I went to amazon.com to check out Fieldwork after I read King’s column. Based on the description of the book, the cover and King’s endorsement, I would get this book, in spite of the mixed editorial reviews at amazon. (I don’t take the editorial reviews as gospel, and I pretty much ignore the personal reviews–too little signal to noise. But the ed. reviews usually point me in the right direction: check it out/meh/avoid.) I might not buy Fieldwork in hardcover (see para. above). But I would certainly reserve it from the library, which notifies them that the book is in demand, and encourages them to purchase more copies. The smudgey cover and title, along with the book description, point to a messy tale about anthropologists. The image and title both appeal to me, and make sense.

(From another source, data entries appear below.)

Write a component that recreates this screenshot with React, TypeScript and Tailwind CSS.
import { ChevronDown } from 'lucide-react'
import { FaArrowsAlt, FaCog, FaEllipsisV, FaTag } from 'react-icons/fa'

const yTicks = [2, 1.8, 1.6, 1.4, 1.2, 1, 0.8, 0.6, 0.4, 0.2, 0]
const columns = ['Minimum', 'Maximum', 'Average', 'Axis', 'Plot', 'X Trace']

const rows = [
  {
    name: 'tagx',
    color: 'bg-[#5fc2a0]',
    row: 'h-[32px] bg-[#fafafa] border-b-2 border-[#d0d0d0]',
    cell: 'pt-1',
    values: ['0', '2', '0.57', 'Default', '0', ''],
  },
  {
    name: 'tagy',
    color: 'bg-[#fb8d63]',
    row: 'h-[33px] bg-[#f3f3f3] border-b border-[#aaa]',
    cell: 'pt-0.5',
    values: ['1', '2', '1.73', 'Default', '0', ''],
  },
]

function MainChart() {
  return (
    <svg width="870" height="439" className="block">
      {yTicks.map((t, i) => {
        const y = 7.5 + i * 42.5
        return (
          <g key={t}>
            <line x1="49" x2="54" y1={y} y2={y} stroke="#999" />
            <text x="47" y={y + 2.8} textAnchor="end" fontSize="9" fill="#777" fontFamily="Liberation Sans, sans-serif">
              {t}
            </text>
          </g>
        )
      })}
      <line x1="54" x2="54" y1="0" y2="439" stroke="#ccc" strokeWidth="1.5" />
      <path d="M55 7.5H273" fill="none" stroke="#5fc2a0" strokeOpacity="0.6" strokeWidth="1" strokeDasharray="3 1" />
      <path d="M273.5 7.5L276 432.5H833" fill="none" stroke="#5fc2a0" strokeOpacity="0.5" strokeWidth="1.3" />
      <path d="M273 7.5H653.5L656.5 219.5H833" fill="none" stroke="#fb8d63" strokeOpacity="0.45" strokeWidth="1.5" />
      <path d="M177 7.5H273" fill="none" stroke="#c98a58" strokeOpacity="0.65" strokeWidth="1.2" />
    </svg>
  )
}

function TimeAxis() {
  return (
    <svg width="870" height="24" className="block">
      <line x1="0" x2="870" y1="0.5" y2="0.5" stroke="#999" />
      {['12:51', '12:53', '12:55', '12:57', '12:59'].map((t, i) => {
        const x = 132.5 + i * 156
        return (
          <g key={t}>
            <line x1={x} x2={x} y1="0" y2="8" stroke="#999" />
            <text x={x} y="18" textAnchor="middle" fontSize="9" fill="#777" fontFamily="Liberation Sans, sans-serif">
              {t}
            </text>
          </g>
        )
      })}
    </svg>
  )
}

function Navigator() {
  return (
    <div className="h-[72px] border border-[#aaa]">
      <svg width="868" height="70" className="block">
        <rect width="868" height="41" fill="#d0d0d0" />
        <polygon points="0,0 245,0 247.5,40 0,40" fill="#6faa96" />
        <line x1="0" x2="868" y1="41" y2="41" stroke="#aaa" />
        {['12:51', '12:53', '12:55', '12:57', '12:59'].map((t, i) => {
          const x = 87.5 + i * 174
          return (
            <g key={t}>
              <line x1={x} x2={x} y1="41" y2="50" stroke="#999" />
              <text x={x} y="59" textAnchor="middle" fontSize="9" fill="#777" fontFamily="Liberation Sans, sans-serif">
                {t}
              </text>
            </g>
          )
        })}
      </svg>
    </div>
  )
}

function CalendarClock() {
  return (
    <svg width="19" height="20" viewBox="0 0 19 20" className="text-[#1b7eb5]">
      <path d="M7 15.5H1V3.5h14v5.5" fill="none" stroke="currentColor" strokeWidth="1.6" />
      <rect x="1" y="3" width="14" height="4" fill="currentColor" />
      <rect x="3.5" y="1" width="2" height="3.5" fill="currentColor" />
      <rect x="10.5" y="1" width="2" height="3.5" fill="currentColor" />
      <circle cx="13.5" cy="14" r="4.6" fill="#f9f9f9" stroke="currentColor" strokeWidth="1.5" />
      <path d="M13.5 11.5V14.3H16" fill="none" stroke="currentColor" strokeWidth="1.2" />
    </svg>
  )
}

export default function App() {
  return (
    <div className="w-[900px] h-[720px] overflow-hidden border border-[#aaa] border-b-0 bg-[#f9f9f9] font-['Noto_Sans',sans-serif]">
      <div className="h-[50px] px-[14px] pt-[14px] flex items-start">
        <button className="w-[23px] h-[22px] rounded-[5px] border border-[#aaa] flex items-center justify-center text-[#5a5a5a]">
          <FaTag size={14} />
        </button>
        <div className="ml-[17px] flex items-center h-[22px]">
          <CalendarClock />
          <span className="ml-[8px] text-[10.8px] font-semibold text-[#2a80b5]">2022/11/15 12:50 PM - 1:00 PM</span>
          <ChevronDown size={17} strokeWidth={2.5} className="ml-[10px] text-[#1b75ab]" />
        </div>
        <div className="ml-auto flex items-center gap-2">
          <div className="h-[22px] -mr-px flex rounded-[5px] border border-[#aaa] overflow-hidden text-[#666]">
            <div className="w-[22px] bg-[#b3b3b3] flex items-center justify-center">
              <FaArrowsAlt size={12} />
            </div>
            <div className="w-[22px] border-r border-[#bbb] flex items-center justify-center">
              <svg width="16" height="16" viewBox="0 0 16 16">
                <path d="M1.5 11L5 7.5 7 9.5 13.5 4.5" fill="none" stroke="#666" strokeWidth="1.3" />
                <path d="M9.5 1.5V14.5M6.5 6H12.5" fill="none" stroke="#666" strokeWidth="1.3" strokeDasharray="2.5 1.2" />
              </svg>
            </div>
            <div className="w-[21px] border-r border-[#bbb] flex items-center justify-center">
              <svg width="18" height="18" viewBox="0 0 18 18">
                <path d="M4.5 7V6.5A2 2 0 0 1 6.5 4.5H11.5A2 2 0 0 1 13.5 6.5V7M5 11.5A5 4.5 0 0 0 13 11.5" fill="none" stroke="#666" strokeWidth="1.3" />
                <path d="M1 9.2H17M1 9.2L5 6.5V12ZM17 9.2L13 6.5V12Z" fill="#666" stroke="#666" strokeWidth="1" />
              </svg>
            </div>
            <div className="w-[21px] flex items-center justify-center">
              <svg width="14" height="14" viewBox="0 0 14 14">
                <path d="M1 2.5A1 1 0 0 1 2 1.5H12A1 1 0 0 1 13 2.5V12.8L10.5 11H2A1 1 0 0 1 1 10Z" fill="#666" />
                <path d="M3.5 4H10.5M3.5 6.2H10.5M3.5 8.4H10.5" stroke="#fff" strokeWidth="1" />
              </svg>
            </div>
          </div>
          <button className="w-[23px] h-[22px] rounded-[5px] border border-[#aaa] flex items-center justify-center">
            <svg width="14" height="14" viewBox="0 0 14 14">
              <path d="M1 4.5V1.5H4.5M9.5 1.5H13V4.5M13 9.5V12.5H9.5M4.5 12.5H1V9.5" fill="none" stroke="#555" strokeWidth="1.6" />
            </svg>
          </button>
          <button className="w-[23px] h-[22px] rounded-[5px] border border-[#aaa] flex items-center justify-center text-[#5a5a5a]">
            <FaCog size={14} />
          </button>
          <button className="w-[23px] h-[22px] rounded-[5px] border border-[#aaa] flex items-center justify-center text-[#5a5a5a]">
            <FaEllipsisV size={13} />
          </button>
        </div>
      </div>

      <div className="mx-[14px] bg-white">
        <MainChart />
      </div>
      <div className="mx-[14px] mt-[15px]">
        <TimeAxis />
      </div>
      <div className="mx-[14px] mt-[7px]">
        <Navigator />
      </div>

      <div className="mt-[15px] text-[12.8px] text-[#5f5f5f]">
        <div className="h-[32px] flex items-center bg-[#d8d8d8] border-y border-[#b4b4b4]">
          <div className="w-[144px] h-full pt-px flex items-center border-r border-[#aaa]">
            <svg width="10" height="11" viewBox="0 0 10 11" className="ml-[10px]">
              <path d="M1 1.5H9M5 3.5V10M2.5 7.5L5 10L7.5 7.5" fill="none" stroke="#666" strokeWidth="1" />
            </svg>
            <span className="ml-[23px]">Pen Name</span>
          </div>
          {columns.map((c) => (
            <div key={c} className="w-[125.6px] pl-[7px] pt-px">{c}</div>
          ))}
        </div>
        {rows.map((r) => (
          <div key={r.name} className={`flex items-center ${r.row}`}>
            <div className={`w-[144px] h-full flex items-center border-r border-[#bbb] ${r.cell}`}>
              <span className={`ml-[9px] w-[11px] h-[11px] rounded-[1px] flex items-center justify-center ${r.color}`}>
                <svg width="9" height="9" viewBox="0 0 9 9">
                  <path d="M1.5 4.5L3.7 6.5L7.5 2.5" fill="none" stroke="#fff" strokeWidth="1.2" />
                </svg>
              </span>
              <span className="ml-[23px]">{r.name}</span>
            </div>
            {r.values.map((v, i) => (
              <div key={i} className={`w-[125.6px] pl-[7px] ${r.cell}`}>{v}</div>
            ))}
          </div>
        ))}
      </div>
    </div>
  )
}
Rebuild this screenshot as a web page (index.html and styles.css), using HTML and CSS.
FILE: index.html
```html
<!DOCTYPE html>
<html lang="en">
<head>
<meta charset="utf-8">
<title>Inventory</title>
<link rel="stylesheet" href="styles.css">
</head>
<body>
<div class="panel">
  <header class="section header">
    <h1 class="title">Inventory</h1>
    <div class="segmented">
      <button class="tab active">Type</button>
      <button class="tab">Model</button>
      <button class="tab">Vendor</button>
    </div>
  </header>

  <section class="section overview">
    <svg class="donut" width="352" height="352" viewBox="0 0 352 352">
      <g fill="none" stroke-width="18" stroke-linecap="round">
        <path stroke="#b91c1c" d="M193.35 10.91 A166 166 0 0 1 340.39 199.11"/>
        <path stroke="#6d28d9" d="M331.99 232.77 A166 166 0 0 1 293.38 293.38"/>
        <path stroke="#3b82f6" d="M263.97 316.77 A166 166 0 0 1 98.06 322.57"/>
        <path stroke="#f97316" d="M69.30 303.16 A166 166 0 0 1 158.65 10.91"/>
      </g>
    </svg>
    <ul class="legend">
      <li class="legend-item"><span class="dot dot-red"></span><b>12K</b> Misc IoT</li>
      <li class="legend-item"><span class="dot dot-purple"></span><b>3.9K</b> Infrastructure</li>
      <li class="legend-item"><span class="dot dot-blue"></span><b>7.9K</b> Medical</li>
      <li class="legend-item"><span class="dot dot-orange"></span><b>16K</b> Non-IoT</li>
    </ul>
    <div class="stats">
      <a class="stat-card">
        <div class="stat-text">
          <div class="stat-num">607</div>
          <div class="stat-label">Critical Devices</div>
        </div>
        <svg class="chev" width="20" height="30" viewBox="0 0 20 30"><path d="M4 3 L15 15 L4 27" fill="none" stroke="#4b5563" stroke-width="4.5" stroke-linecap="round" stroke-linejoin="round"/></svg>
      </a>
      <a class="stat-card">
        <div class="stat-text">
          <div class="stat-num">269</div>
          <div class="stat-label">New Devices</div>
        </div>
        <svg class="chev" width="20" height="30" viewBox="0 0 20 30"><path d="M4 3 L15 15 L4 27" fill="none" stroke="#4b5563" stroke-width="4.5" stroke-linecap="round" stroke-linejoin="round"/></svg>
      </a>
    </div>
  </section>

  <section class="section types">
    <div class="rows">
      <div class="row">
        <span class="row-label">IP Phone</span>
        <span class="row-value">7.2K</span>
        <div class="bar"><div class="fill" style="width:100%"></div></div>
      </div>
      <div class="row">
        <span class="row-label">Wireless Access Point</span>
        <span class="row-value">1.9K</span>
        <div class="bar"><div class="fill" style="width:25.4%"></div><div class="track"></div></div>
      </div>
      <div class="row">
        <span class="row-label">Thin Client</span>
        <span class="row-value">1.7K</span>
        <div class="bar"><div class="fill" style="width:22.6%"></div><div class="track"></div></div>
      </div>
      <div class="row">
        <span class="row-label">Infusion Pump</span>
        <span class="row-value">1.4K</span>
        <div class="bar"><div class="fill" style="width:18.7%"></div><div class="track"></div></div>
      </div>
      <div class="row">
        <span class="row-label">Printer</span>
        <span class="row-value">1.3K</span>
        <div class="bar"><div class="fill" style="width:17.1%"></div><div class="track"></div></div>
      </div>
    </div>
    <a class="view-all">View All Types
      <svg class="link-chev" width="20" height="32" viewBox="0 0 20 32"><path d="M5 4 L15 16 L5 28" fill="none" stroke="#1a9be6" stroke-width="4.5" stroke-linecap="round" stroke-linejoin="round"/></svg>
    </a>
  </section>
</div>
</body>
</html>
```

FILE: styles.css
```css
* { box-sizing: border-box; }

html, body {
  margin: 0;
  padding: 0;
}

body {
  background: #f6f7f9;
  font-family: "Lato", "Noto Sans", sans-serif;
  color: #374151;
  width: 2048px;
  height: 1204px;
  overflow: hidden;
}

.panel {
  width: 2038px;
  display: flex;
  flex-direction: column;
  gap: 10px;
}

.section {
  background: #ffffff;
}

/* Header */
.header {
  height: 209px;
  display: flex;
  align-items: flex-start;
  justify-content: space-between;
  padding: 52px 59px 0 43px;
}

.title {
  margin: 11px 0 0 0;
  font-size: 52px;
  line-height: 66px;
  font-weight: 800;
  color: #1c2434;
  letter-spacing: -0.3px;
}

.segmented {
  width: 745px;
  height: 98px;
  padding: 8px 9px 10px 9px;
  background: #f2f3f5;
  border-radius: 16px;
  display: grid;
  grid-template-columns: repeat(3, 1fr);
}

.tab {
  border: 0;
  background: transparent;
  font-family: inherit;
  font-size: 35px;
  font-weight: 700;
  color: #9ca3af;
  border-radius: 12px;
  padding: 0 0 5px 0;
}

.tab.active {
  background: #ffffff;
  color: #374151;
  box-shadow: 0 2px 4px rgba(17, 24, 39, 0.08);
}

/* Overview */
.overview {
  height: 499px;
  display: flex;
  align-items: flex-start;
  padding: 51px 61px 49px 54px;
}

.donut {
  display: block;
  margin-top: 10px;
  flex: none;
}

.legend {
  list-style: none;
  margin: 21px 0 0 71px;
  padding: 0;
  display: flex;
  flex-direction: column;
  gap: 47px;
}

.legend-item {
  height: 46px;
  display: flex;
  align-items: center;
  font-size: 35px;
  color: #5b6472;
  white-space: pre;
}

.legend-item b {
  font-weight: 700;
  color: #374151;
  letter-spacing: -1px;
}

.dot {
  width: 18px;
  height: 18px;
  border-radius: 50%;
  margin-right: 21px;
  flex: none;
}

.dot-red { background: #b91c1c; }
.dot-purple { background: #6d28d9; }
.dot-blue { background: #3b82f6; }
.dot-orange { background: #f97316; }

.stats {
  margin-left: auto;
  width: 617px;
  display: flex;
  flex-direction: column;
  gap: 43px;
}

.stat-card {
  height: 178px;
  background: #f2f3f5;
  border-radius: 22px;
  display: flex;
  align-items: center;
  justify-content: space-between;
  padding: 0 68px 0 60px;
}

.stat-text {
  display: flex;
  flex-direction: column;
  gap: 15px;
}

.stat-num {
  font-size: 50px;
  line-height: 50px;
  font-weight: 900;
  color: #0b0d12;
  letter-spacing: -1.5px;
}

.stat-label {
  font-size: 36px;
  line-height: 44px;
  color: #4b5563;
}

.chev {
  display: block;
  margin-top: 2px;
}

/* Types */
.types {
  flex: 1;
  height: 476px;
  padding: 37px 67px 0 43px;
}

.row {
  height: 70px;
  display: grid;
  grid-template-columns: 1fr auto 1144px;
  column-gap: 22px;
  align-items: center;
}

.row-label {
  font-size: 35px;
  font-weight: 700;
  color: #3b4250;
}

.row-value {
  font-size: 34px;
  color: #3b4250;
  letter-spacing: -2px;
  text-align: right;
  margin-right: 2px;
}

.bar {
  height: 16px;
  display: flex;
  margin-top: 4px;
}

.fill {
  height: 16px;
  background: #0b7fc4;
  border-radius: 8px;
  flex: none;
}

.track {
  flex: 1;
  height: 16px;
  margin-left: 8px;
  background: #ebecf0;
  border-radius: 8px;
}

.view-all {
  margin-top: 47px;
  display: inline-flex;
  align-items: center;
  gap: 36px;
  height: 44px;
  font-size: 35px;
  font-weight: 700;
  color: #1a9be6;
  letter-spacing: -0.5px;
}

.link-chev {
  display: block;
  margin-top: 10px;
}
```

I find King’s complaints interesting. He may have a point that publishers are afraid to market literary fiction. Yet his argument sounds to me like he’s taking his opinion–that the cover and title should be more obvious in order to better sell the book–and universalizing it. Given that King is mostly a writer in the horror genre, and genre books tend to have more representative and less impressionistic covers and titles, I think he has a bias for what he likes that may not be as true for “ordinary readers,” as he believes.

Let me be clear. He is Stephen Freakin’ King, the bestselling author, many of whose books I’ve read and bought over the years. I am merely the author of this little weblog, and mostly unpublished. His opinion counts for more than mine. But since I consider myself one of the “ordinary readers” whom he validates, I wanted to voice my difference of opinion.

In the end, it feels unfair to quibble with King. He’s using the considerable power of his good opinion to support Fieldwork. In fact, his closing words are so good they should be repeated:

Under the drab title and drab cover, there’s a story that cooks like a mother. It’s called Fieldwork.